- Source records:
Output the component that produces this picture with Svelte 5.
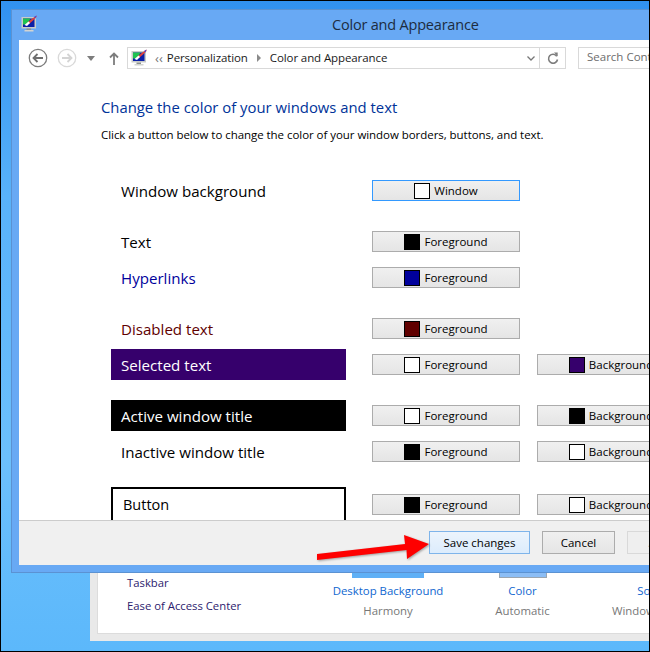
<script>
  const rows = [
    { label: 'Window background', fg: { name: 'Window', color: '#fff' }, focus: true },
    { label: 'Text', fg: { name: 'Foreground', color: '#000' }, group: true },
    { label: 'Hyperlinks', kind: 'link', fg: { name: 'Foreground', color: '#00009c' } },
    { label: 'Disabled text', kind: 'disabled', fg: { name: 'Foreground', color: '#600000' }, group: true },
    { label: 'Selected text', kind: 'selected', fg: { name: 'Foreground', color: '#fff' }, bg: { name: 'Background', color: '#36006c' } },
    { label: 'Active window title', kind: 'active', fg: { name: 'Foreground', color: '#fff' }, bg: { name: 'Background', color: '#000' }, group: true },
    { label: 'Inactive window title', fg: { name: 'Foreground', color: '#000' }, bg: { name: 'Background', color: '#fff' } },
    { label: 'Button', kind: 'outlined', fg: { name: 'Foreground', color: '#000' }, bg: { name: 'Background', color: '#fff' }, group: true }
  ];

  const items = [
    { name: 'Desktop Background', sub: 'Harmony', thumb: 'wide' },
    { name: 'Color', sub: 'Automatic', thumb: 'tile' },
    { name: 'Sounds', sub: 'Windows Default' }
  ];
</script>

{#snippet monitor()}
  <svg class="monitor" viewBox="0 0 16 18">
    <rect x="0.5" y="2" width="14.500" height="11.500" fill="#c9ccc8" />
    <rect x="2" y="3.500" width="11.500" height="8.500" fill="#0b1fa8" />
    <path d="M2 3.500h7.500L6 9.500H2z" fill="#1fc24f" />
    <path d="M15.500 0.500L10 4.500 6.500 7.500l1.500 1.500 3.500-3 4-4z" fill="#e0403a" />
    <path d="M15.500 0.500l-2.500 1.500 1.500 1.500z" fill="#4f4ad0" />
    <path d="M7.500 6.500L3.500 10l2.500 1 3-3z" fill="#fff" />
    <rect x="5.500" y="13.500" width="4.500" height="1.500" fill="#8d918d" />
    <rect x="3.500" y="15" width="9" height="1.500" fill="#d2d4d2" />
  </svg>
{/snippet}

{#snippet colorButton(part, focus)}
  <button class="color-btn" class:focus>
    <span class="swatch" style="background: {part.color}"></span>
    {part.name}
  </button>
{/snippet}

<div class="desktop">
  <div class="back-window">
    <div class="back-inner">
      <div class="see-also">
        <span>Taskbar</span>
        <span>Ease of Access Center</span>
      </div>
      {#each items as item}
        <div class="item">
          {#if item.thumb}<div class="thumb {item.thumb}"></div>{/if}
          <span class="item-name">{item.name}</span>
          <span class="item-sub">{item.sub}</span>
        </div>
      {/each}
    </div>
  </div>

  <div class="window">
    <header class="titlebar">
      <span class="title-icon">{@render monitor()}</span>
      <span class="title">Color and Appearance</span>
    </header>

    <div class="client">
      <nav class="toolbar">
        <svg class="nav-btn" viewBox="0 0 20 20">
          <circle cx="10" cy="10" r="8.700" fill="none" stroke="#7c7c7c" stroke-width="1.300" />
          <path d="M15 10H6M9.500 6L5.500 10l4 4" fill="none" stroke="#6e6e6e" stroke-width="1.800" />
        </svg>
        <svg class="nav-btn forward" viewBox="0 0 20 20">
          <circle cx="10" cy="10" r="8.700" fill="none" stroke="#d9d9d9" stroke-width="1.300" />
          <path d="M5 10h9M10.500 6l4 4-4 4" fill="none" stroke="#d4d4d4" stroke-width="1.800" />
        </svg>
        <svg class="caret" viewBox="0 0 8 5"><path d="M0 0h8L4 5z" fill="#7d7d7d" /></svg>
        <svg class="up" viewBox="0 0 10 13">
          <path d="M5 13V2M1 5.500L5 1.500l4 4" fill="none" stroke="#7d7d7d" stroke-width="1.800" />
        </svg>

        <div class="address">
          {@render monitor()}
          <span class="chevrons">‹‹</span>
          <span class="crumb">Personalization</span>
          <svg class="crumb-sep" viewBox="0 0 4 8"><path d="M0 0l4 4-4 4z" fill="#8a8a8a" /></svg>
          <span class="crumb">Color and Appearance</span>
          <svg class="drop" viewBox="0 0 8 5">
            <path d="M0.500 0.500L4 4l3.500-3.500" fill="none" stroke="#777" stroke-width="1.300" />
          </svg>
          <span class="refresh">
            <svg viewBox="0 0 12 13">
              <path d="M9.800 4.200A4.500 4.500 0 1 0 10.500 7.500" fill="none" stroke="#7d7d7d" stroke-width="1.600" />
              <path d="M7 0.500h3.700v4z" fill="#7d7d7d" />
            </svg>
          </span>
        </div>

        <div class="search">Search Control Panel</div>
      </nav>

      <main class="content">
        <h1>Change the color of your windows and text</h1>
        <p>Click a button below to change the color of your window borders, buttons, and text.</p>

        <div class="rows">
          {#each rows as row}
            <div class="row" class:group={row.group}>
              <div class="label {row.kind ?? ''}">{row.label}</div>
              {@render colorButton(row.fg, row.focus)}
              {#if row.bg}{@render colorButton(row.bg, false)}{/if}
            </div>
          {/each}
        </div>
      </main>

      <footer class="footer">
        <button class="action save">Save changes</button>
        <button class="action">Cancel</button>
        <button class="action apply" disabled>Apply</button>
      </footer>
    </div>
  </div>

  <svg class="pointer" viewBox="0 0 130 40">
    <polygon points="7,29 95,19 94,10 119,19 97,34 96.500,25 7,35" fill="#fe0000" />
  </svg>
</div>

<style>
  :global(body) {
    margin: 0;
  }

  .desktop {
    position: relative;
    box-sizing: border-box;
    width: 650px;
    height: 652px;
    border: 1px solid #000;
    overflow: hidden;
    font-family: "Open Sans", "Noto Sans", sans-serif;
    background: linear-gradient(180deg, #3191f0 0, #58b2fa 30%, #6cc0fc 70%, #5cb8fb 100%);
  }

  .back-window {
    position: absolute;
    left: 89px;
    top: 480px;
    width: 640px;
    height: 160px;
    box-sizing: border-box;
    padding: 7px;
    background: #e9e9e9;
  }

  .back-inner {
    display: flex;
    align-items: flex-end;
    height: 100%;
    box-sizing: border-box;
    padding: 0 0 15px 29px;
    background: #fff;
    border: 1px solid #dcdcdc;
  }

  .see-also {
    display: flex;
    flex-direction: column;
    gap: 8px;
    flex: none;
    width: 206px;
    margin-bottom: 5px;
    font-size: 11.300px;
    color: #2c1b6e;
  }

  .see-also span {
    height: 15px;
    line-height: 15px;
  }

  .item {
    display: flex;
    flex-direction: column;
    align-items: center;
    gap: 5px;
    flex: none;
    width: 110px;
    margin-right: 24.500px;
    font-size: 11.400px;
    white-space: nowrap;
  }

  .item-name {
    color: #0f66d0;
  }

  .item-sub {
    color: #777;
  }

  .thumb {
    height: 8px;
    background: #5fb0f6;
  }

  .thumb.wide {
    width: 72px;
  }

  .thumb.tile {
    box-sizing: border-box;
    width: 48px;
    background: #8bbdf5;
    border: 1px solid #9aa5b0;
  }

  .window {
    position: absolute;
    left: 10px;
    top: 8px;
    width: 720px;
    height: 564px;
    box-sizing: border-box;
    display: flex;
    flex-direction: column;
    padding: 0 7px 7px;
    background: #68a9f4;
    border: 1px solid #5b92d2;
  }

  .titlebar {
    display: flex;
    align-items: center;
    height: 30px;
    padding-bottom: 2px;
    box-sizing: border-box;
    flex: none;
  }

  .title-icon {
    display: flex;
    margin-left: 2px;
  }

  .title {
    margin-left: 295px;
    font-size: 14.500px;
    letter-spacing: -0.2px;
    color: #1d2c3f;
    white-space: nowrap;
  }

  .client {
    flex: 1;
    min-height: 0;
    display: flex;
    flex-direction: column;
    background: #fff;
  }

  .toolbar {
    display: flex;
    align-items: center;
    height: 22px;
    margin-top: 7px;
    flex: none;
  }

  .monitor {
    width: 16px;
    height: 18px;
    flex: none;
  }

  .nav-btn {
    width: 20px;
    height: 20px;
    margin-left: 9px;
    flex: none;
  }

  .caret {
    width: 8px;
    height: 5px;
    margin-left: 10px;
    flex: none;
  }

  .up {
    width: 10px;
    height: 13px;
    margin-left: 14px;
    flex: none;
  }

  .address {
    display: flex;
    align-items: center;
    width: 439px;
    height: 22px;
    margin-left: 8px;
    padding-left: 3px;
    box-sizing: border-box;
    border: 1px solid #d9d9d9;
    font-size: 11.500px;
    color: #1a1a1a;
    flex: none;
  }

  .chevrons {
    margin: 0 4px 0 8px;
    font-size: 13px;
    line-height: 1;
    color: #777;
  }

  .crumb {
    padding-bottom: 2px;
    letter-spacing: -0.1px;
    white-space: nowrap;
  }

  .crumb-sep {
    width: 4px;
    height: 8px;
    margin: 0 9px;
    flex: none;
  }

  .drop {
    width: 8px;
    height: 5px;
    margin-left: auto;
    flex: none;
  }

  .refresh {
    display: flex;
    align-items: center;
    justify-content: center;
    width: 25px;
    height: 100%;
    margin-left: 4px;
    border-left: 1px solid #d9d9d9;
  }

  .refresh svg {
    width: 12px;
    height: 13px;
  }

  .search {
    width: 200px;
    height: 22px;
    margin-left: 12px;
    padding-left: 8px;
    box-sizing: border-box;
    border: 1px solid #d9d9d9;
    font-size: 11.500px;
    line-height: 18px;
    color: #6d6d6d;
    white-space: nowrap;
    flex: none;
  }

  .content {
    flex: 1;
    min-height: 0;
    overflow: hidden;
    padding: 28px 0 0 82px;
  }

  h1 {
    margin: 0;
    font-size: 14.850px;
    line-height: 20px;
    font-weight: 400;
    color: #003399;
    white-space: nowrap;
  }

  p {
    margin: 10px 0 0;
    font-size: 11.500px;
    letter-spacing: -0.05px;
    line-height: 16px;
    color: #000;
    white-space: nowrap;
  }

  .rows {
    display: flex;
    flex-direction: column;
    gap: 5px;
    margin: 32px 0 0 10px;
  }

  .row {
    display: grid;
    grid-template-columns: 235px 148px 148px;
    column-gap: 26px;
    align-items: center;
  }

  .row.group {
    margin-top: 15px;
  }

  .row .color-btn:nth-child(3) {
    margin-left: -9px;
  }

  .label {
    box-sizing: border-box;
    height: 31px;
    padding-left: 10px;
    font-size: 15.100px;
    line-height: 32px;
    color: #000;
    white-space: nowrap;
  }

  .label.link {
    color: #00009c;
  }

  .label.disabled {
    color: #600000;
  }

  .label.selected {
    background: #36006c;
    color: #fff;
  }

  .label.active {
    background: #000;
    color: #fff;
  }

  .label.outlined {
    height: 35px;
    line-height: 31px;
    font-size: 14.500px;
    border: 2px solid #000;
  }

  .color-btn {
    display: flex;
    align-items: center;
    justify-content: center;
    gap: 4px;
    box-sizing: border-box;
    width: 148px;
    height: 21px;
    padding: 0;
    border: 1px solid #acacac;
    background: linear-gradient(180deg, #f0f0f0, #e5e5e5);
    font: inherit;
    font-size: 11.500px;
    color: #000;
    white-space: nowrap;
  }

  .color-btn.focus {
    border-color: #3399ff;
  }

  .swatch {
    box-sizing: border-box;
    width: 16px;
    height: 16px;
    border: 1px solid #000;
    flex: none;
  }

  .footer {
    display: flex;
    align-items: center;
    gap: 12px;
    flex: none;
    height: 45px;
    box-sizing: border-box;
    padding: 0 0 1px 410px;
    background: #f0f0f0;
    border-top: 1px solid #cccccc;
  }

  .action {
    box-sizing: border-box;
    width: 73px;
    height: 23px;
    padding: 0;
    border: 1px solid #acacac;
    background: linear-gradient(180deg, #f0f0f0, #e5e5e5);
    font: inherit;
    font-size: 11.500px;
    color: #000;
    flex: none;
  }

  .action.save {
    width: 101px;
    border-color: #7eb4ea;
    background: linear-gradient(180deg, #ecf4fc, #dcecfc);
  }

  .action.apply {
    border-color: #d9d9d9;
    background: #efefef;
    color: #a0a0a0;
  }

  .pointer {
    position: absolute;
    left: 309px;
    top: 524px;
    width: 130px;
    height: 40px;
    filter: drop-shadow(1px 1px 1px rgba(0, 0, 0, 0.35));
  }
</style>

--

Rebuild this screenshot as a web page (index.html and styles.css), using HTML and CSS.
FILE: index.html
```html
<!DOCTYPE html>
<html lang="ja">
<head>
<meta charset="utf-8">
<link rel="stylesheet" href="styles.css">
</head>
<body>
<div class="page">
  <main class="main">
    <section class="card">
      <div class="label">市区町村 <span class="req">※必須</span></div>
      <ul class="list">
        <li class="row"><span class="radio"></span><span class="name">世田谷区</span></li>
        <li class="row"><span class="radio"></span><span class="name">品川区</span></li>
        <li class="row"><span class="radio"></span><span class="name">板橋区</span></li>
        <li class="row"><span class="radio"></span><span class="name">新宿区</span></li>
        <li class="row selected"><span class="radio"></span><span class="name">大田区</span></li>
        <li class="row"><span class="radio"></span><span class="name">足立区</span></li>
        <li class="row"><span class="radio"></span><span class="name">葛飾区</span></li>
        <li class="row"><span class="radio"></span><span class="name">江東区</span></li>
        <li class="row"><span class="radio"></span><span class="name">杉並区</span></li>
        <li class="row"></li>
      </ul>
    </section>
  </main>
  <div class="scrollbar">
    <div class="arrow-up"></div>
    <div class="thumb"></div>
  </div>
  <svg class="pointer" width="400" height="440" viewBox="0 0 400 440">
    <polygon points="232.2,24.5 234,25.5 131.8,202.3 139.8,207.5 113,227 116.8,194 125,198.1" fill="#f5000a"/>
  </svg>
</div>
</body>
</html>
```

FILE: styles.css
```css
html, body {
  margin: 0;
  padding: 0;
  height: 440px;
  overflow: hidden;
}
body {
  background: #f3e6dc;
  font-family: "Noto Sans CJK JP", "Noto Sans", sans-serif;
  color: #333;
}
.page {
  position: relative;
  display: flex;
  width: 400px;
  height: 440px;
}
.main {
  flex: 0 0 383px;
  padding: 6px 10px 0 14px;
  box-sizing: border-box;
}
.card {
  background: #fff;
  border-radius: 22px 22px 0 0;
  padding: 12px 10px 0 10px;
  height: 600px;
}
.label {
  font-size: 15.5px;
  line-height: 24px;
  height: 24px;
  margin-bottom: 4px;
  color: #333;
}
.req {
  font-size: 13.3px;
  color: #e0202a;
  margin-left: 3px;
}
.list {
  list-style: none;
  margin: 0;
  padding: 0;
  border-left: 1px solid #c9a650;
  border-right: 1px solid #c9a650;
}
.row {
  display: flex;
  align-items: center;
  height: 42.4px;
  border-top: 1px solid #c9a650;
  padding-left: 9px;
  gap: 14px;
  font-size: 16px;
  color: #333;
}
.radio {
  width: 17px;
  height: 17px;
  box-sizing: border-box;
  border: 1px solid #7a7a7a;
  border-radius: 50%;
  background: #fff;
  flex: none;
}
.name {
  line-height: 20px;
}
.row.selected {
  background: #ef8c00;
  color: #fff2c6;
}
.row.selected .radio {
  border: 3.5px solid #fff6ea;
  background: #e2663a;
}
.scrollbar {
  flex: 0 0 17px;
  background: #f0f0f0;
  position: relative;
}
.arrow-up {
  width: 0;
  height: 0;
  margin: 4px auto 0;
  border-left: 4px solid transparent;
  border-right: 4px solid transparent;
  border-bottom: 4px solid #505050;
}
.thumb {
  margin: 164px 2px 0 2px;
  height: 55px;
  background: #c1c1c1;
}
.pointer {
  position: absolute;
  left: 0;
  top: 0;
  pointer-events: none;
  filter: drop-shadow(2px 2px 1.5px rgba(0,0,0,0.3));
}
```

- Short exercise: Give the count of lines in the data above that hold the string "page", with no additional words.

- Expected answer: 3